Creo que caben dos respuestas a estas (para los filósofos) desconsoladoras conclusiones.

Una es que si no sirven para nada, no son tampoco, como a veces se los pinta, y ellos mismos en ocasiones gustan de imaginarse, perniciosos. No se puede decir, sin pecar contra la lógica, que uno no sirve para nada y agregar que su actividad es dañina: si uno no sirve para nada, no servirá ni siquiera para algo perjudicial o funesto. En este caso, habrá que celebrar más bien la existencia de esos cándidos que, al revés de tantos otros, son incapaces de hacer trastadas. 0 que si hacen alguna, no será en la medida en que cultiven la inocente actividad llamada «filosofía», sino justamente en la medida en que no lo hagan y, como los demás miembros de su especie, estén supremamente deseosos de poner la zancadilla al prójimo.

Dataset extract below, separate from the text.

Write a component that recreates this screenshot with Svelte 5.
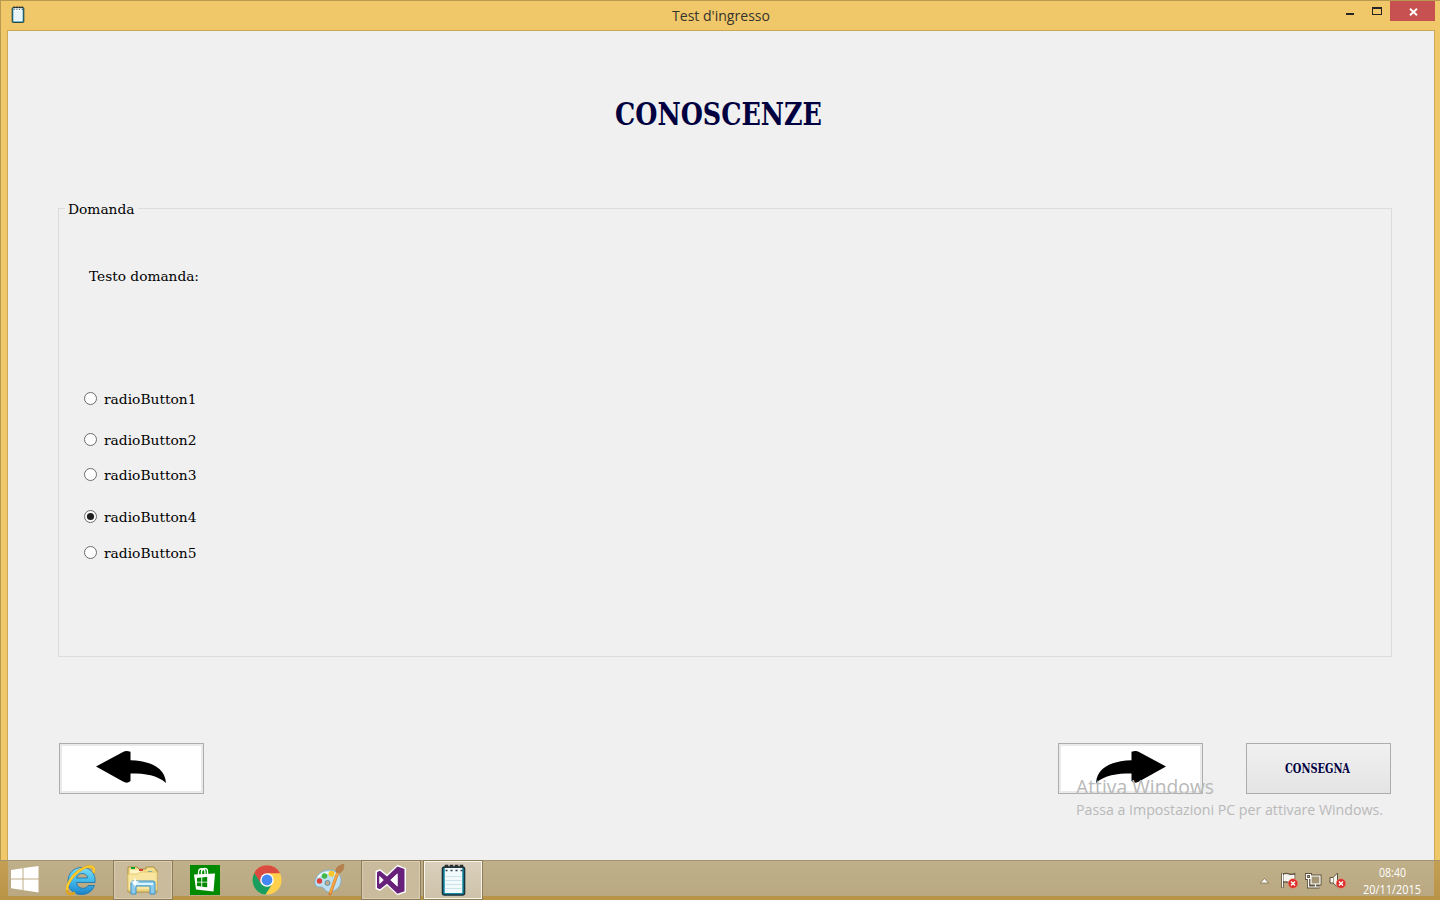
<script>
  const options = [
    { n: 1, gap: 0 }, { n: 2, gap: 24 }, { n: 3, gap: 18 }, { n: 4, gap: 25 }, { n: 5, gap: 19 }
  ];
  let selected = $state(4);
</script>

{#snippet label(text, width, size, cls)}
  <svg class="label {cls}" width={width} height={Math.ceil(size * 1.2)}>
    <text x="0" y={Math.round(size)} font-size={size} textLength={width} lengthAdjust="spacingAndGlyphs">{text}</text>
  </svg>
{/snippet}

{#snippet arrow()}
  <svg width="70" height="32" viewBox="0 0 70 32">
    <path d="M0 15.5 27 1Q30-.8 34.5.8V9.2C51 9.5 69 15 70 32 61 24 50 22.5 34.5 22.5V30Q31 33 27 30.5Z" fill="#000" />
  </svg>
{/snippet}

{#snippet notepad(w, h)}
  <svg width={w} height={h} viewBox="0 0 24 32">
    <rect x="1" y="3" width="22" height="28" rx="2" fill="#188ba5" stroke="#17323d" stroke-width="1.6" />
    <rect x="3.300" y="4" width="17.400" height="25" fill="#f2fafc" />
    <path d="M3.300 12.5h17.400M3.300 16.5h17.400M3.300 20.5h17.400M3.300 24.5h17.400" stroke="#cde3ec" />
    <path d="M4 6.500h2m3 0h2m3 0h2m3 0h2" stroke="#32464d" stroke-width="1.6" />
    <path d="M4 4V1.500h2V4m3 0V1.500h2V4m3 0V1.500h2V4m3 0V1.500h2V4" fill="none" stroke="#292c2b" stroke-width="1.500" />
  </svg>
{/snippet}

{#snippet error()}
  <circle cx="12" cy="11.500" r="4.800" fill="#dc2c25" stroke="#f08b80" stroke-width=".6" />
  <path d="m10 9.500 4 4m0-4-4 4" stroke="#fff" stroke-width="1.500" />
{/snippet}

<div class="desktop">
  <header>
    <span class="app-icon">{@render notepad(14, 17)}</span>
    <span class="title">{@render label("Test d'ingresso", 98, 15, 'sans')}</span>
    <div class="controls">
      <svg width="50" height="20" viewBox="0 0 50 20" shape-rendering="crispEdges">
        <path d="M6 12h8v2H6z" fill="#252525" />
        <path fill-rule="evenodd" d="M32 6h10v8H32zM33 8v5h8V8z" fill="#252525" />
      </svg>
      <button class="close" aria-label="Chiudi">
        <svg width="9" height="8" viewBox="0 0 9 8"><path d="m1 .7 7 6.600m0-6.600-7 6.600" stroke="#fff" stroke-width="1.900" /></svg>
      </button>
    </div>
  </header>

  <main>
    <h1>{@render label('CONOSCENZE', 207, 31.5, 'serif')}</h1>
    <section class="group">
      <div class="legend">{@render label('Domanda', 66.5, 13.5, 'serif')}</div>
      <div class="question">{@render label('Testo domanda:', 110, 13.5, 'serif')}</div>
      <div class="options">
        {#each options as o}
          <button class="option" style:margin-top="{o.gap}px" onclick={() => (selected = o.n)}>
            <svg width="13" height="13" viewBox="0 0 13 13">
              <circle cx="6.500" cy="6.500" r="6" fill="#fff" stroke="#6c6c6c" />
              {#if selected === o.n}<circle cx="6.500" cy="6.500" r="3.600" fill="#202020" />{/if}
            </svg>
            {@render label('radioButton' + o.n, 92.5, 13.5, 'serif')}
          </button>
        {/each}
      </div>
    </section>
    <div class="actions">
      <button class="nav" aria-label="Indietro">{@render arrow()}</button>
      <button class="nav next" aria-label="Avanti">{@render arrow()}</button>
      <button class="submit">{@render label('CONSEGNA', 65, 12.5, 'serif')}</button>
    </div>
  </main>

  <div class="watermark">
    {@render label('Attiva Windows', 138, 20, 'sans')}
    {@render label('Passa a Impostazioni PC per attivare Windows.', 307, 15, 'sans')}
  </div>

  <footer>
    <div class="start">
      <svg width="28" height="27" viewBox="0 0 28 27"><path d="M0 4 11.500 2.200V12.500H0zM12.500 2 27.500 0v12.500h-15zM0 13.500h11.500v10.400L0 22.300zM12.500 13.500h15V26.500l-15-2.300z" fill="#fff" /></svg>
    </div>
    <div class="task">
      <svg width="32" height="32" viewBox="0 0 32 32">
        <defs><linearGradient id="ie" x2="0" y2="1"><stop stop-color="#7ddcf8" /><stop offset=".5" stop-color="#42b9ea" /><stop offset="1" stop-color="#1c83cb" /></linearGradient></defs>
        <path fill-rule="evenodd" d="M30 18.500H11.500C12 25 21 26 23 21.500H29.500C27 28 22 30.500 16.500 30.500 8 30.500 3 24.500 3 17.500 3 9 9 3.500 16.500 3.500 26 3.500 31 10 30 18.500ZM11.500 14H22.500C22 8 12.500 8 11.500 14Z" fill="url(#ie)" stroke="#1872aa" stroke-width=".8" />
        <path d="M28.500 9C31 2 25 .5 17 5 8 10 1.500 20 2 26.500 2.300 31 6 31 10 28.500" fill="none" stroke="#e0a21a" stroke-width="2.600" />
        <path d="M28.500 8.500C31 2 25 .5 17 5 8 10 1.500 20 2 26" fill="none" stroke="#ffd12e" stroke-width="1.900" />
      </svg>
    </div>
    <div class="task open">
      <svg width="34" height="32" viewBox="0 0 34 32">
        <path d="M2 6V3h9l2 2h7V3h8l2 3h1v22H2z" fill="#f3dc8c" stroke="#ad8f42" />
        <path d="M4 6h12l2 2h12v3H4z" fill="#fff4c5" /><path d="M5 3h4v2H5z" fill="#0ca33a" /><path d="M13 5h4v2h-4z" fill="#d24338" /><path d="M22 7h4v2h-4z" fill="#2493d4" />
        <path d="M2 10h10l2-2h17v18H2z" fill="#f8e6a0" stroke="#e4c86a" />
        <path d="M5 30V19q0-2 2-2h20q2 0 2 2v11h-5v-8H10v8z" fill="#8ccbed" stroke="#3c91c2" /><path d="M7 20h20" stroke="#d9f5ff" stroke-width="2" />
        <path d="m9 13 1 4 4 1-4 1-1 5-1-5-4-1 4-1z" fill="#fff" />
      </svg>
    </div>
    <div class="task">
      <svg width="30" height="30" viewBox="0 0 30 30">
        <path d="M0 0h30v30H0z" fill="#008a00" />
        <path d="M8.500 10V7.500C8.500 2.500 15 2.500 15 7.500V9M11.500 10V6.500c1-4 6-4 6 0V9" fill="none" stroke="#fff" stroke-width="1.300" />
        <path d="m4 9.500 21-1-1.500 18-17.500-2z" fill="#fff" />
        <path d="m7 13 4.300-.5v4.200H7zm5.200-.6 5-.6v4.900h-5zM7 17.500h4.300v4L7 21zm5.200 0h5v4.800l-5-.6z" fill="#008a00" />
      </svg>
    </div>
    <div class="task">
      <svg width="30" height="30" viewBox="0 0 30 30">
        <circle cx="15" cy="15" r="14.600" fill="#ffd04b" />
        <path d="M15 15 8.500 18.500 2 8.200A14.600 14.600 0 0 1 28 8.300H15z" fill="#db4b3f" />
        <path d="M2.200 8A14.600 14.600 0 0 0 13.500 29.600L20.500 18.500Q15 24 9 18.500z" fill="#199e60" />
        <circle cx="15" cy="15" r="6.800" fill="#fff" /><circle cx="15" cy="15" r="5.400" fill="#4688f2" />
      </svg>
    </div>
    <div class="task">
      <svg width="32" height="32" viewBox="0 0 32 32">
        <path d="M5 11C10 5 21 4 26 10 31 17 26 27 17 28 12 29 12 23 8 23 2 24-1 18 5 11Z" fill="#bcdff1" stroke="#7ba9c4" stroke-width=".8" />
        <path d="M5 13C10 8 20 7 24 12" fill="none" stroke="#f1fbff" stroke-width="2" />
        <circle cx="6.500" cy="17" r="2.700" fill="#df4039" /><circle cx="11.500" cy="12" r="2.800" fill="#44b84c" /><circle cx="18.500" cy="9.800" r="3" fill="#f7c827" /><circle cx="14.500" cy="19" r="2.500" fill="#c0ae88" stroke="#688fa8" />
        <path d="M25 8 17 30" stroke="#d28435" stroke-width="3.200" stroke-linecap="round" /><path d="M25 8 17 29" stroke="#f5a645" stroke-width="2" />
        <path d="M23 8C22 3 27 1 31 0 30 4 32 5 27 9Z" fill="#b97f4b" stroke="#a8794a" stroke-width=".6" />
      </svg>
    </div>
    <div class="task open vs">
      <svg width="33" height="32" viewBox="0 0 33 32">
        <path d="M1.500 7 6 5l7 5.500L23.500.8 32 4.200v24l-8.500 3L13 21.500 6 27l-4.500-2z" fill="#fff" />
        <path fill-rule="evenodd" d="M3 8 6 6.800l7 5.700L23.500 2.500 30.500 5v22.200l-7 2.600L13 19.700l-7 5.500-3-1.300zM5.500 12v8l4-4zM23.500 9.500 16.500 16l7 6.500z" fill="#68217a" />
        <path d="M5.500 12v8l4-4zM23.500 9.500 16.500 16l7 6.500z" fill="#fff" />
      </svg>
    </div>
    <div class="task open active">{@render notepad(25, 32)}</div>
    <div class="tray">
      <svg width="9" height="6" viewBox="0 0 9 6"><path d="m.5 5 4-4.500 4 4.500z" fill="#fff" stroke="#75694f" stroke-width=".7" /></svg>
      <svg width="17" height="17" viewBox="0 0 17 17"><path d="M1.500 1v15M3 2.500c4-2 5 2 10 0v7c-4 2-6-1-10 0z" fill="#f4f1e9" stroke="#5d523d" stroke-width="2.500" /><path d="M1.500 1.500v14M3 3c4-2 5 2 10 0v6c-4 2-6-1-10 0z" fill="#f5f3ed" stroke="#fff" />{@render error()}</svg>
      <svg width="17" height="16" viewBox="0 0 17 16"><path d="M6 3h9v8H6zM10.500 11v3M6.500 14h8M1.500 1.500h4v4h-4zM3.500 5.500V14h3" fill="none" stroke="#5d523d" stroke-width="3" /><path d="M6 3h9v8H6z" fill="#a49574" stroke="#fff" stroke-width="1.200" /><path d="M10.500 11v3M6.500 14h8M1.500 1.500h4v4h-4zM3.500 5.500V14h3" fill="none" stroke="#fff" stroke-width="1.200" /></svg>
      <svg width="17" height="17" viewBox="0 0 17 17"><path d="M1 5.500h3L8.500 1v14L4 11H1z" fill="#f7f5ef" stroke="#5d523d" /><path d="M4.500 5v6" stroke="#a49b84" />{@render error()}</svg>
      <div class="clock">
        {@render label('08:40', 27, 12, 'sans')}
        {@render label('20/11/2015', 58, 12, 'sans')}
      </div>
    </div>
  </footer>
</div>

<style>
  :global(body) { margin: 0; overflow: hidden; }
  .desktop { position: relative; width: 1440px; height: 900px; box-sizing: border-box; background: #f0c869; border-top: 1px solid #b89950; border-left: 1px solid #b89950; display: flex; flex-direction: column; }
  .label { display: block; overflow: visible; flex: none; }
  .sans { font-family: "Open Sans", "Noto Sans", sans-serif; }
  .serif { font-family: "DejaVu Serif", serif; }
  button { font: inherit; padding: 0; border: 0; background: none; }
  header { height: 29px; display: flex; align-items: flex-start; color: #33322c; }
  .app-icon { margin: 5px 0 0 10px; width: 14px; }
  .app-icon svg, .controls svg { display: block; }
  .title { margin: 5px auto 0 647px; fill: #35342e; }
  .controls { display: flex; }
  .close { width: 45px; height: 20px; background: #c75050; display: flex; align-items: center; justify-content: center; margin-right: 5px; }
  .close svg { margin-top: 1px; margin-left: 1px; }
  main { margin: 0 5px 3px 6px; flex: 1; background: #f0f0f0; border: 1px solid #cba856; display: flex; flex-direction: column; }
  h1 { margin: 62px 0 0 607px; font-size: 32px; height: 38px; fill: #000040; font-weight: bold; }
  .group { margin: 77px 42px 0 50px; height: 447px; border: 1px solid #dcdcdc; }
  .legend { width: 73px; height: 17px; box-sizing: border-box; padding: 0 3px; margin: -9px 0 0 6px; background: #f0f0f0; }
  .question { margin: 50px 0 0 30px; height: 17px; }
  .options { display: flex; flex-direction: column; margin: 106px 0 0 25px; }
  .option { display: flex; align-items: center; gap: 7px; height: 17px; width: 130px; }
  .actions { display: flex; margin: 86px 43px 0 51px; }
  .nav, .submit { width: 145px; height: 51px; box-sizing: border-box; border: 1px solid #adadad; }
  .nav { background: #fff; box-shadow: inset 0 0 0 2px #eaeaea; display: flex; justify-content: center; padding: 7px 1px 0 0; }
  .next { margin: 0 43px 0 auto; padding: 7px 0 0 1px; }
  .next svg { transform: scaleX(-1); }
  .submit { background: linear-gradient(#f0f0f0, #e4e4e4); display: flex; justify-content: center; align-items: center; font-weight: bold; fill: #000040; padding: 0 2px 2px 0; }
  .watermark { position: absolute; left: 1075px; top: 773px; fill: #b9b9b9; display: flex; flex-direction: column; gap: 2px; }
  footer { position: absolute; left: -1px; top: 859px; width: 1440px; height: 40px; box-sizing: border-box; border-top: 1px solid #a39370; display: flex; background: linear-gradient(#c0b08a, #b9a881) 8px 0 / 1426px 35px no-repeat, linear-gradient(#c39f55, #b99447); }
  .start { width: 51px; padding: 5px 0 0 11px; box-sizing: border-box; }
  .task { width: 60px; height: 40px; box-sizing: border-box; margin-right: 2px; display: flex; align-items: center; justify-content: center; padding-bottom: 1px; margin-top: -1px; }
  .open { border: 1px solid #8c7c58; box-shadow: inset 0 0 0 1px #d8ccb1; background: #c9bb9b; }
  .vs { padding-right: 2px; }
  .active { background: linear-gradient(#dad0bc, #cec2a9); box-shadow: inset 0 0 0 1px #faf6ec; }
  .tray { margin-left: auto; display: flex; align-items: center; gap: 7px; padding-right: 19px; }
  .tray > svg:first-child { margin-right: 5px; }
  .clock { display: flex; flex-direction: column; align-items: center; gap: 2px; fill: #fff; margin-left: 10px; margin-top: 1px; }
</style>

La otra es que, si bien se mira, los filósofos sirven para algo, incluyendo la capacidad de enfrentarse con cuestiones perfectamente reales y concretas, cuestiones que interesan a todos los seres humanos y no sólo a quienes ejercen determinadas actividades. ¿No hay, pues, diferencia entre quienes se dedican a la filosofía y quienes se abstienen de ésta?

Sí, hay una que resulta obvia a los, pocos o muchos, que han observado la conducta (intelectual) de los primeros.

Los no filósofos tratan los problemas aludidos como si fueran urgentes y necesitaran solución inmediata. En lo cual la razón les sobra, porque, como Ortega y Gasset dijo tantas veces, «la vida es urgencia y prisa». Los filósofos no lo niegan, pero piensan que no estaría del todo mal introducir de vez en cuando alguna dosis de calma -de donde ha emergido probablemente la tradicional idea de «hacer las cosas con filosofía». En virtud de ello, se han acostumbrado a plantear problemas -a menudo, los mismos problemas que los demás- sin excesiva prisa. Esto lleva a adoptar dos enfoques: uno es el darle a cualquier problema todas las vueltas necesarias para saber en qué consiste, incluyendo el averiguar si es verdaderamente un problema; el otro es proponer no una sola y única solución, sino varias. El efecto es descorazonador para quienes piden soluciones inmediatas, pero puede ser, a la postre, beneficioso, sobre todo porque en no pocos casos las mejores soluciones a problemas que parecen urgentísimos son las que se ingenian a largo plazo.

Santayana lo dijo ya en su inimitable estilo gnómico: «Los filósofos contemplan estrellas que se desplazan lentamente.»